Once you achieve it, the best and most amusing parts of Sims celebrity are safely conventional. There are paparazzi. Fans will surround your Sim in public places, asking for autographs and selfies. Trash-digging “stans”—fans who take their devotion too far—can be chased away or allowed inside a Sim’s home, where they might pilfer a household possession. Fan mail, on the other hand, made me queasy. “Do u realize that u sound hot all the time ??? ♥♥” read one anonymous letter. “You make me smile when i don’t want to & you give me hope when everything is falling apart. i love you ♥” read another. Eventually, the letters started to feel patronizing. When I directed my Sim to upload a picture to Simstogram, I was greeted by several notifications of varying effusiveness. “BEST IMAGE EVER” read one such affirmation. “They can’t wait for your next one.” The game seems to be making fun of someone, and, if it isn’t parodying celebrities, then all that’s left for it to parody is us.

As for Caterina, I made an honest two-star celebrity out of her before boredom took over. Then I did what any smart social climber would do: I found a more famous person to latch onto.
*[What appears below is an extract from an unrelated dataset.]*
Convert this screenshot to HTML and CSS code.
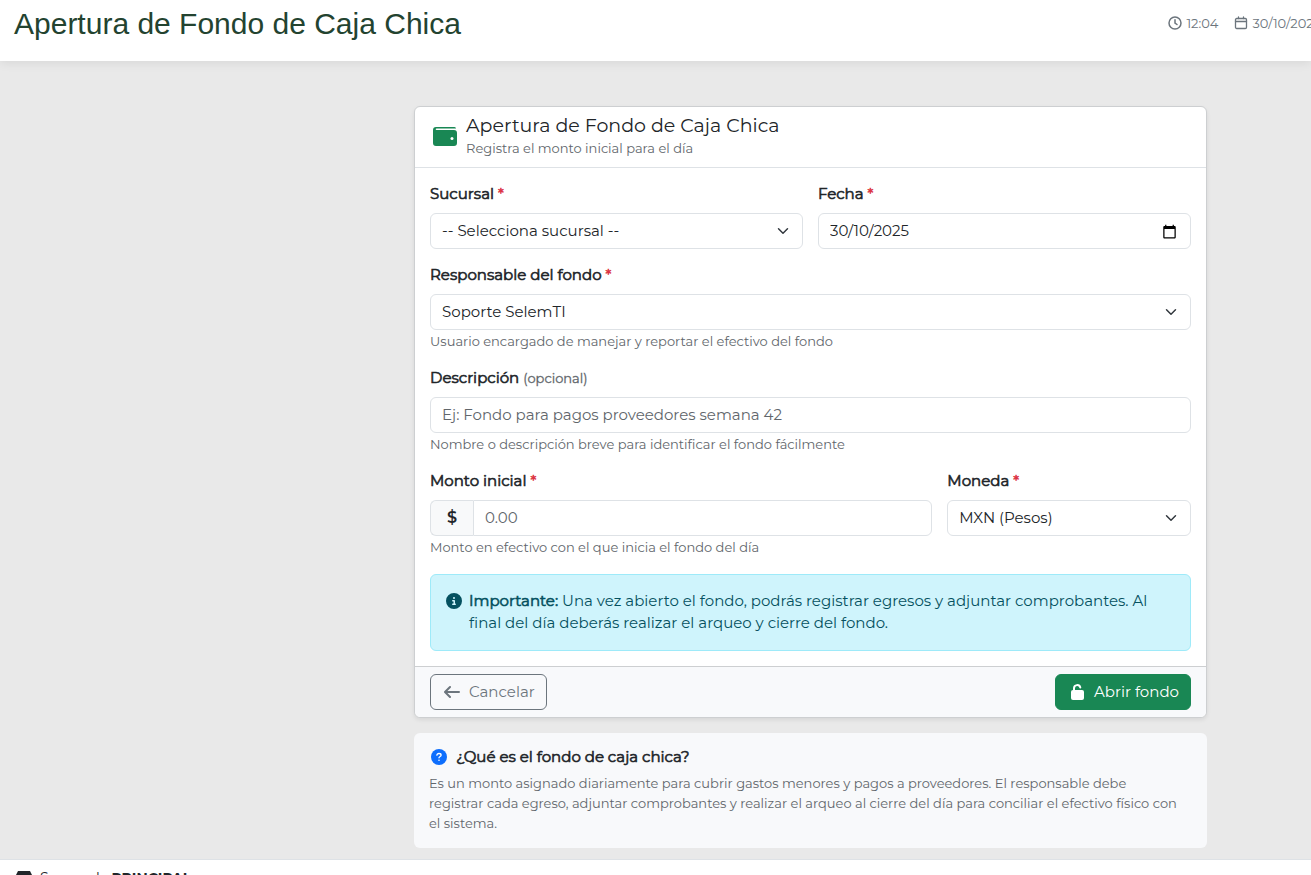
FILE: index.html
```html
<!DOCTYPE html>
<html lang="es">
<head>
<meta charset="utf-8">
<title>Apertura de Fondo de Caja Chica</title>
<link rel="stylesheet" href="styles.css">
</head>
<body>
<header class="topbar">
  <h1 class="topbar-title">Apertura de Fondo de Caja Chica</h1>
  <div class="topbar-meta">
    <span class="meta-item">
      <svg class="meta-icon" viewBox="0 0 14 14" fill="none" stroke="currentColor" stroke-linecap="round" aria-hidden="true"><circle cx="7" cy="7" r="6" stroke-width="1.500"/><path d="M7 3.800V7l2 1.500" stroke-width="1.500"/></svg>
      12:04</span>
    <span class="meta-item">
      <svg class="meta-icon" viewBox="0 0 14 14" fill="none" stroke="currentColor" stroke-linecap="round" aria-hidden="true"><rect x="1.500" y="2.500" width="11" height="10" rx="1.200" stroke-width="1.300"/><path d="M1.500 5.500h11M4.500 1v1.500M9.500 1v1.500" stroke-width="1.300"/></svg>
      30/10/2025</span>
  </div>
</header>

<main class="page">
  <div class="column">
    <form class="card">
      <div class="card-header">
        <svg class="wallet" viewBox="0 0 24 20" aria-hidden="true"><path d="M3 0h18.500q1.500 0 1.500 1.500H3.500a.8.8 0 0 0 0 1.600H21a3 3 0 0 1 3 3V16a3 3 0 0 1-3 3H3a3 3 0 0 1-3-3V3a3 3 0 0 1 3-3z" fill="currentColor"/><circle cx="19" cy="11.500" r="1.500" fill="#fff"/></svg>
        <div>
          <h2 class="card-title">Apertura de Fondo de Caja Chica</h2>
          <p class="card-subtitle">Registra el monto inicial para el día</p>
        </div>
      </div>

      <div class="card-body">
        <div class="field half">
          <label class="label" for="sucursal">Sucursal <span class="required">*</span></label>
          <select class="control select" id="sucursal"><option>-- Selecciona sucursal --</option></select>
        </div>
        <div class="field half">
          <label class="label" for="fecha">Fecha <span class="required">*</span></label>
          <div class="control date-control">
            <input class="bare-input" id="fecha" type="text" value="30/10/2025">
            <svg class="date-icon" viewBox="0 0 24 24" aria-hidden="true"><path d="M20 3h-1V1h-2v2H7V1H5v2H4c-1.100 0-2 .9-2 2v16c0 1.100.9 2 2 2h16c1.100 0 2-.9 2-2V5c0-1.100-.9-2-2-2zm0 18H4V8h16v13z"/></svg>
          </div>
        </div>
        <div class="field full">
          <label class="label" for="responsable">Responsable del fondo <span class="required">*</span></label>
          <select class="control select" id="responsable"><option>Soporte SelemTI</option></select>
          <p class="hint">Usuario encargado de manejar y reportar el efectivo del fondo</p>
        </div>
        <div class="field full">
          <label class="label" for="descripcion">Descripción <span class="optional">(opcional)</span></label>
          <input class="control text-input" id="descripcion" type="text" placeholder="Ej: Fondo para pagos proveedores semana 42">
          <p class="hint">Nombre o descripción breve para identificar el fondo fácilmente</p>
        </div>
        <div class="field amount">
          <label class="label" for="monto">Monto inicial <span class="required">*</span></label>
          <div class="input-group">
            <span class="prefix">$</span>
            <input class="control text-input" id="monto" type="text" placeholder="0.00">
          </div>
          <p class="hint">Monto en efectivo con el que inicia el fondo del día</p>
        </div>
        <div class="field currency">
          <label class="label" for="moneda">Moneda <span class="required">*</span></label>
          <select class="control select" id="moneda"><option>MXN (Pesos)</option></select>
        </div>
        <div class="alert full">
          <svg class="alert-icon" viewBox="0 0 512 512" fill="currentColor" aria-hidden="true"><path d="M256 512A256 256 0 1 0 256 0a256 256 0 1 0 0 512zM216 336h24v-64h-24c-13.300 0-24-10.700-24-24s10.700-24 24-24h48c13.300 0 24 10.700 24 24v88h8c13.300 0 24 10.700 24 24s-10.700 24-24 24h-80c-13.300 0-24-10.700-24-24s10.700-24 24-24zm40-208a32 32 0 1 1 0 64 32 32 0 1 1 0-64z"/></svg>
          <p class="alert-text"><strong>Importante:</strong> Una vez abierto el fondo, podrás registrar egresos y adjuntar comprobantes. Al final del día deberás realizar el arqueo y cierre del fondo.</p>
        </div>
      </div>

      <div class="card-footer">
        <button class="btn btn-outline" type="button">
          <svg class="arrow" viewBox="0 0 16 16" fill="none" stroke="currentColor" stroke-width="2" stroke-linecap="round" stroke-linejoin="round" aria-hidden="true"><path d="M15 8H1.500M6 3 1 8l5 5"/></svg>
          Cancelar</button>
        <button class="btn btn-primary" type="submit">
          <svg class="lock" viewBox="0 0 13 16" aria-hidden="true"><path d="M3 7V4.300a3.200 3.200 0 0 1 6.300-.8" fill="none" stroke="currentColor" stroke-width="2" stroke-linecap="round"/><rect y="6" width="13" height="10" rx="2" fill="currentColor"/></svg>
          Abrir fondo</button>
      </div>
    </form>

    <section class="help">
      <h3 class="help-title">
        <svg class="help-icon" viewBox="0 0 16 16" aria-hidden="true"><circle cx="8" cy="8" r="8" fill="#0d6efd"/><path d="M5.900 6.200c0-1.100.8-1.700 2.100-1.700s2.100.7 2.100 1.700c0 1.300-2.100 1.300-2.100 2.600" fill="none" stroke="#fff" stroke-width="1.300" stroke-linecap="round"/><circle cx="8" cy="11.300" r=".8" fill="#fff"/></svg>
        ¿Qué es el fondo de caja chica?</h3>
      <p class="help-text">Es un monto asignado diariamente para cubrir gastos menores y pagos a proveedores. El responsable debe registrar cada egreso, adjuntar comprobantes y realizar el arqueo al cierre del día para conciliar el efectivo físico con el sistema.</p>
    </section>
  </div>
</main>

<footer class="statusbar">
  <svg class="store" viewBox="0 0 16 14" fill="currentColor" aria-hidden="true"><path d="M2 0h12l2 4c0 2-2 3-3 2v8H3V6C2 7 0 6 0 4z"/></svg>
  <span>Sucursal: <strong class="branch">PRINCIPAL</strong></span>
</footer>
</body>
</html>
```
FILE: styles.css
```css
* {
  box-sizing: border-box;
}

body {
  margin: 0;
  height: 100vh;
  overflow: hidden;
  background: #e9e9e9;
  color: #212529;
  font: 400 15px/22px Montserrat, Inter, sans-serif;
}

h1, h2, h3, p {
  margin: 0;
}

svg {
  flex: none;
}

.topbar {
  display: flex;
  justify-content: space-between;
  align-items: flex-start;
  height: 61px;
  padding: 5px 0 0 14px;
  background: #fff;
  box-shadow: 0 2px 10px rgba(0, 0, 0, 0.08);
}

.topbar-title {
  font: 400 30px/38px "Liberation Sans", Arial, sans-serif;
  color: #234330;
}

.topbar-meta {
  display: flex;
  gap: 16px;
  margin-right: -10px;
  padding-top: 8px;
  font-size: 13px;
  line-height: 20px;
  color: #6c757d;
  white-space: nowrap;
}

.meta-item {
  display: flex;
  align-items: center;
  gap: 4px;
}

.meta-icon {
  width: 14px;
  height: 14px;
}

.page {
  display: grid;
  grid-template-columns: 414fr 793fr 104fr;
  padding: 45px 0 11px;
}

.column {
  grid-column: 2;
  display: grid;
  gap: 15px;
  min-width: 0;
}

.card {
  margin: 0;
  background: #fff;
  border: 1px solid #cdcfd1;
  border-radius: 6px;
  box-shadow: 0 2px 4px rgba(0, 0, 0, 0.08);
}

.card-header {
  display: flex;
  align-items: center;
  gap: 9px;
  padding: 8px 18px;
  border-bottom: 1px solid #dee2e6;
}

.wallet {
  width: 24px;
  height: 20px;
  color: #198754;
}

.card-title {
  font-size: 19px;
  line-height: 22px;
  font-weight: 400;
}

.card-subtitle {
  line-height: 22px;
}

.card-subtitle,
.hint,
.help-text {
  font-size: 13px;
  color: #61666b;
}

.card-body {
  display: grid;
  grid-template-columns: repeat(12, minmax(0, 1fr));
  gap: 15px;
  padding: 15px;
}

.half {
  grid-column: span 6;
}

.full {
  grid-column: span 12;
}

.amount {
  grid-column: span 8;
}

.currency {
  grid-column: span 4;
}

.label {
  display: block;
  margin-bottom: 8px;
}

.label,
.help-title,
.alert strong {
  font-weight: 400;
  -webkit-text-stroke: 0.6px;
}

.required {
  color: #dc3545;
}

.optional {
  font-size: 13px;
  color: #61666b;
  -webkit-text-stroke: 0.3px;
}

.control {
  display: block;
  width: 100%;
  height: 36px;
  margin: 0;
  padding: 0 11px;
  border: 1px solid #dee2e6;
  border-radius: 6px;
  background: #fff;
  color: #212529;
  font: inherit;
}

.text-input {
  padding-bottom: 2px;
}

.control::placeholder {
  color: #61666b;
  opacity: 1;
}

.select {
  appearance: none;
  background: #fff url("data:image/svg+xml,%3Csvg xmlns='http://www.w3.org/2000/svg' viewBox='0 0 16 16'%3E%3Cpath fill='none' stroke='%23343a40' stroke-linecap='round' stroke-linejoin='round' stroke-width='2' d='m2 5 6 6 6-6'/%3E%3C/svg%3E") no-repeat right 13px center / 12px 12px;
}

.date-control {
  display: flex;
  align-items: center;
  padding-right: 13px;
}

.bare-input {
  flex: 1;
  min-width: 0;
  padding: 0;
  border: 0;
  background: none;
  color: inherit;
  font: inherit;
}

.date-icon {
  width: 15px;
  height: 15px;
}

.hint {
  margin: 1px 0;
  line-height: 20px;
}

.input-group {
  display: flex;
}

.prefix {
  display: flex;
  align-items: center;
  justify-content: center;
  width: 43px;
  border: 1px solid #dee2e6;
  border-right: 0;
  border-radius: 6px 0 0 6px;
  background: #f8f9fa;
  font-size: 16px;
  font-weight: 600;
}

.input-group .control {
  flex: 1;
  min-width: 0;
  border-radius: 0 6px 6px 0;
}

.alert {
  display: flex;
  gap: 7px;
  margin-top: 1px;
  padding: 15px 15px 16px;
  border: 1px solid #9eeaf9;
  border-radius: 6px;
  background: #cff4fc;
  color: #055160;
}

.alert-icon {
  width: 16px;
  height: 16px;
  margin-top: 3px;
}

.card-footer {
  display: flex;
  justify-content: space-between;
  padding: 7px 15px;
  border-top: 1px solid #cdcfd1;
  border-radius: 0 0 6px 6px;
  background: #f8f9fb;
}

.btn {
  display: flex;
  align-items: center;
  height: 36px;
  padding: 0 11px 0 13px;
  border: 1px solid;
  border-radius: 6px;
  font: inherit;
}

.btn-outline {
  gap: 9px;
  border-color: #6c757d;
  background: transparent;
  color: #6c757d;
}

.btn-primary {
  gap: 10px;
  padding-left: 15px;
  border-color: #198754;
  background: #198754;
  color: #fff;
}

.arrow {
  width: 16px;
  height: 16px;
}

.lock {
  width: 13px;
  height: 16px;
}

.help {
  padding: 15px 25px 15px 15px;
  border-radius: 6px;
  background: #f8f9fb;
}

.help-title {
  display: flex;
  align-items: center;
  gap: 9px;
  margin-bottom: 7px;
  padding-left: 2px;
  font-size: 15px;
  line-height: 18px;
}

.help-icon {
  width: 16px;
  height: 16px;
}

.help-text {
  line-height: 20px;
}

.statusbar {
  display: flex;
  align-items: center;
  gap: 8px;
  height: 36px;
  padding: 0 16px;
  border-top: 1px solid #dee2e6;
  background: #fff;
  font-size: 14px;
}

.branch {
  margin-left: 5px;
}

.store {
  width: 16px;
  height: 14px;
}
```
Caterina met a musician so famous that he glowed, convinced him to move in with her, seduced him away from his wife and son, and wed him in a shotgun marriage, giving birth to twin boys shortly thereafter. Still, Caterina died a mere B-lister, two stars away from the global superstardom for which she’d been brought to life. But there’s always hope for the next generation. In Get Famous, even children give it a go. Her sons, Baron and Laird, were young enough to still have homework but not too young to count themselves one-star celebrities.